A Facile yet Versatile Strategy to Construct Liquid Hybrid Energy‐Saving Windows for Strong Solar Modulation

Smart windows with light management and indoor solar heating modulation capacities are of paramount importance for building energy conservation. Thermochromic poly(N‐isopropylacrylamide) (PNIPAm) hydrogel smart windows exhibit advantages of the relatively suitable transition temperature of 32 °C, high cost‐effective and automatic passive sunlight regulation, but sustain slow response rate and unsatisfactory solar modulation efficiency. Herein, a strategy of one‐step copolymerization of NIPAm and different olefine acids (OA) using reverse atom transfer radical polymerization method is developed to fabricate various chain/microparticle hybrids (CMH) for liquid energy‐saving windows. Synergetic mechanisms of thermal‐induced dissolution and aggregation of linear polymer chains integrated with water capture and release of microgel particles contribute to tunable light‐scattering behaviors and adaptive solar modulation. Without any post‐treatment, the as‐prepared poly(N‐isopropylacrylamide‐co‐acrylic acid) (P(NIPAm‐co‐AA))‐based CMH suspension is injected into sandwich glass to construct energy‐saving windows, which exhibits appreciated near‐room‐temperature transition (26.7 °C), rapid response (5 s), extraordinary luminous transmittance (91.5%), and solar modulation efficiency (85.8%), resulting in a substantial decline of indoor temperature of 24.5 °C in simulation experiment. Combining the versatile strategy with flexible adjustment on transition temperature, multifarious P(NIPAm‐co‐OA)‐based CMH windows with eminent light management capacity are obtained.
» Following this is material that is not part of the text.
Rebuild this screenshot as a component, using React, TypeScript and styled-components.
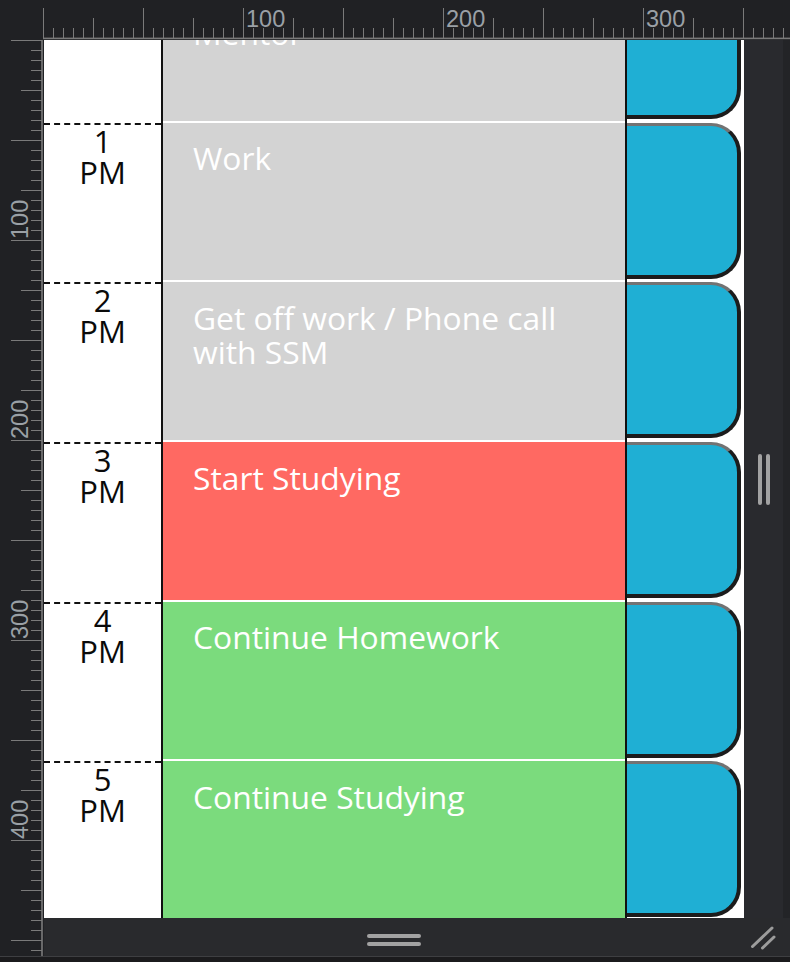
import React from "react";
import styled, { createGlobalStyle } from "styled-components";

const GlobalStyle = createGlobalStyle`
  html, body { margin: 0; padding: 0; background: #202124; overflow: hidden; }
  #root { width: 790px; height: 962px; }
`;

const Frame = styled.div`
  display: grid;
  grid-template-columns: 44px 700px 46px;
  grid-template-rows: 40px 878px 38px 6px;
  width: 790px;
  height: 962px;
  background: #202124;
`;

const TopRulerSvg = styled.svg`
  grid-column: 1 / 4;
  grid-row: 1;
  display: block;
`;

const LeftRulerSvg = styled.svg`
  grid-column: 1;
  grid-row: 2 / 4;
  display: block;
`;

const Page = styled.div`
  grid-column: 2;
  grid-row: 2;
  background: #ffffff;
  overflow: hidden;
  font-family: "Open Sans", "Noto Sans", sans-serif;
`;

const Schedule = styled.div`
  display: flex;
  flex-direction: column;
  margin-top: -78.9px;
`;

const Row = styled.div`
  display: grid;
  grid-template-columns: 119px 1fr 119px;
  height: 159.67px;
  flex: none;
`;

const TimeCell = styled.div`
  border-right: 2px solid #111;
  display: flex;
  flex-direction: column;
`;

const TimeLabel = styled.div`
  margin-top: 2px;
  border-top: 2px dashed #111;
  padding-top: 1px;
  display: flex;
  flex-direction: column;
  align-items: center;
  font-size: 31px;
  line-height: 31px;
  color: #0a0a0a;
`;

const EventCell = styled.div<{ $bg: string }>`
  border-top: 2px solid #ffffff;
  background: ${(p) => p.$bg};
  color: #ffffff;
  font-size: 31.8px;
  line-height: 34px;
  padding: 18.5px 30px 0 30px;
`;

const TabCell = styled.div`
  border-left: 2px solid #111;
  padding: 2px 3px 1.8px 0;
  display: flex;
`;

const Tab = styled.div`
  flex: 1;
  background: #1fafd4;
  border-top: 3px solid #737373;
  border-right: 4px solid #1c1c1c;
  border-bottom: 4px solid #1c1c1c;
  border-radius: 0 30px 30px 0;
`;

const SidePanel = styled.div`
  grid-column: 3;
  grid-row: 2;
  display: flex;
  background: #292a2e;
`;

const GripArea = styled.div`
  flex: 1;
  display: flex;
  align-items: center;
  justify-content: center;
  gap: 4px;
`;

const VBar = styled.div`
  width: 4px;
  height: 51px;
  border-radius: 2px;
  background: #a2a2a2;
`;

const Strip = styled.div`
  width: 7px;
  background: #232427;
`;

const BottomBar = styled.div`
  grid-column: 2;
  grid-row: 3;
  background: #292a2d;
  display: flex;
  flex-direction: column;
  align-items: center;
  padding-top: 16px;
  gap: 4px;
`;

const HBar = styled.div`
  width: 54px;
  height: 4px;
  border-radius: 2px;
  background: #a2a2a2;
`;

const ResizeCorner = styled.div`
  grid-column: 3;
  grid-row: 3;
  background: #292a2d;
  display: flex;
  align-items: flex-end;
  justify-content: flex-start;
`;

const BottomEdge = styled.div`
  grid-column: 1 / 4;
  grid-row: 4;
  background: #1b1b1d;
  border-top: 1px solid #3e3f42;
`;

type Entry = { hour: number; text: string; color: string };

const entries: Entry[] = [
  { hour: 12, text: "Lunch / Meeting with Mentor", color: "#d3d3d3" },
  { hour: 1, text: "Work", color: "#d3d3d3" },
  { hour: 2, text: "Get off work / Phone call with SSM", color: "#d3d3d3" },
  { hour: 3, text: "Start Studying", color: "#ff6962" },
  { hour: 4, text: "Continue Homework", color: "#7bdb7d" },
  { hour: 5, text: "Continue Studying", color: "#7bdb7d" },
];

const TICK = "#7a7a7a";
const LABEL = "#9aa0a6";
const RULER_FONT = '"Liberation Sans", Arial, sans-serif';

function TopRuler() {
  const ticks = [];
  for (let i = 0; i <= 74; i++) {
    const x = 43.5 + i * 10;
    const y1 = i % 10 === 0 ? 8 : i % 5 === 0 ? 18 : 28;
    ticks.push(<line key={i} x1={x} x2={x} y1={y1} y2={38} stroke={TICK} strokeWidth={1} />);
  }
  const labels = [20, 40, 60].map((i) => (
    <text key={i} x={43.5 + i * 10 + 2.5} y={26.5} fill={LABEL} fontSize={23.5} fontFamily={RULER_FONT}>
      {i * 5}
    </text>
  ));
  return (
    <TopRulerSvg width={790} height={40} viewBox="0 0 790 40">
      {ticks}
      {labels}
      <rect x={43} y={37.6} width={747} height={1.6} fill={TICK} />
    </TopRulerSvg>
  );
}

function LeftRuler() {
  const ticks = [];
  for (let j = 0; j <= 91; j++) {
    const y = 0.5 + j * 10;
    const x1 = j % 10 === 0 ? 11 : j % 5 === 0 ? 21 : 31;
    ticks.push(<line key={j} x1={x1} x2={42} y1={y} y2={y} stroke={TICK} strokeWidth={1} />);
  }
  const labels = [20, 40, 60, 80].map((j) => (
    <text
      key={j}
      transform={`translate(27.5 ${j * 10 - 1}) rotate(-90)`}
      fill={LABEL}
      fontSize={23.5}
      fontFamily={RULER_FONT}
    >
      {j * 5}
    </text>
  ));
  return (
    <LeftRulerSvg width={44} height={916} viewBox="0 0 44 916">
      {ticks}
      {labels}
      <rect x={41.2} y={0} width={1.6} height={916} fill={TICK} />
    </LeftRulerSvg>
  );
}

export default function App() {
  return (
    <>
      <GlobalStyle />
      <Frame>
        <TopRuler />
        <LeftRuler />
        <Page>
          <Schedule>
            {entries.map((e) => (
              <Row key={e.hour}>
                <TimeCell>
                  <TimeLabel>
                    <span>{e.hour}</span>
                    <span>PM</span>
                  </TimeLabel>
                </TimeCell>
                <EventCell $bg={e.color}>{e.text}</EventCell>
                <TabCell>
                  <Tab />
                </TabCell>
              </Row>
            ))}
          </Schedule>
        </Page>
        <SidePanel>
          <GripArea>
            <VBar />
            <VBar />
          </GripArea>
          <Strip />
        </SidePanel>
        <BottomBar>
          <HBar />
          <HBar />
        </BottomBar>
        <ResizeCorner>
          <svg width={46} height={38} viewBox="0 0 46 38">
            <line x1={8.5} y1={28.5} x2={28} y2={10} stroke="#9c9c9c" strokeWidth={3} strokeLinecap="round" />
            <line x1={18.5} y1={30} x2={30} y2={19} stroke="#9c9c9c" strokeWidth={3} strokeLinecap="round" />
          </svg>
        </ResizeCorner>
        <BottomEdge />
      </Frame>
    </>
  );
}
This work will powerfully promote the development and renovation of energy‐efficient windows. Diversified liquid hybrid smart windows based on synergetic mechanisms of thermal‐induced dissolution and aggregation of linear chains and water capture and release of microgel particles are developed via facile copolymerization of N‐isopropylacrylamide and various olefine acids. The windows possess easy large‐scale production, near‐room‐temperature transition, extraordinary light management, and indoor temperature regulation capacity, holding promises in commercial energy‐saving building materials.